Por fortuna, el foco ya no les alumbra con igual intensidad y el hartazgo va creciendo entre sus propias filas, que ven cómo algunos hiperventilados identitarios les usan como legión para favorecer sus intereses privados y en especial algunos privativos. Este intento de boicotear empresas supuestamente españolistas (la sede social no lo es todo, el capital también podría estudiarse en esa clasificación fabricada por la aldea tractoriana) no es más que una nueva demostración de los soberanistas de impotencia y fanatismo combinados.
El boicot a una empresa es, por norma general, un error. Lo he defendido siempre que me resulta posible y haciendo abstracción del malestar que me puedan suscitar algunas acciones corporativas de alguna compañía. Por pedir el freno al boicot del constitucionalismo contra Coca-Cola me granjeé unas buenas broncas entre la hiperventilación españolista, por más que fuera contrario y hubiera criticado que Sol Daurella, la dama de los refrescos mundial, participara en aquel organismo de propaganda exterior que crearon desde la Generalitat independentista.

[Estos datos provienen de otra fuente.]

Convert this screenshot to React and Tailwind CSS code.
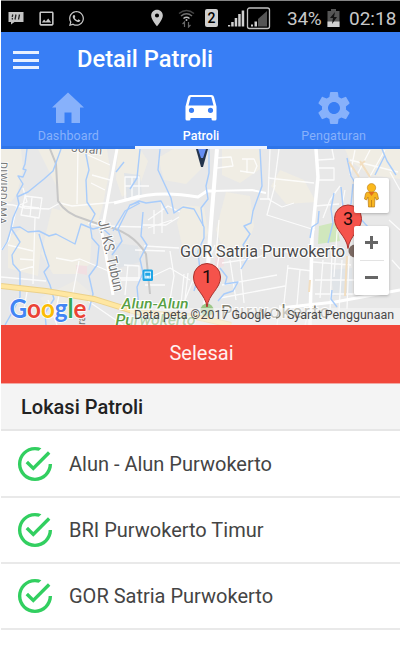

Al evitar el producto, el servicio o el negocio con una empresa por razón ideológica se está infringiendo un daño tremendo a toda su comunidad de intereses. No me refiero, por supuesto, siquiera a los accionistas. Hablo de los trabajadores, sus familias, los proveedores, los clientes, los bancos...; en definitiva, hace daño a todo ese grupo de satélites que orbitan en torno a una compañía. Y, ellos, nos guste o no, resultan damnificados por estos locos e infantiles episodios de boicot.
Por si esas razones resultaran insuficientes, cuando alguien alienta un boicot siempre hay que hacerse una pregunta: ¿a quién beneficia esa acción que se sustenta en causar un perjuicio? Y en el polo opuesto de la pregunta acostumbra a existir siempre una respuesta. Véase que los supermercados Bon Preu Esclat (de los peleados hermanos Font) han cultivado el soberanismo mientras crecían en ventas a dos dígitos o la Caja de Ingenieros se aprovechaba del movimiento de depósitos contra la Caixa y el Banco Sabadell y hacía gala de no mover su sede social para incrementar los recursos de clientes. Son sólo dos ejemplos mínimos de cómo hacer negocio con la adhesión identitaria.
Que ni el propio independentismo esté cohesionado ante la campaña de la ANC es una buena señal. No todo está perdido y aún existe posibilidades de que la cordura, aunque sea a tiempo parcial, contamine la vida pública y social catalana.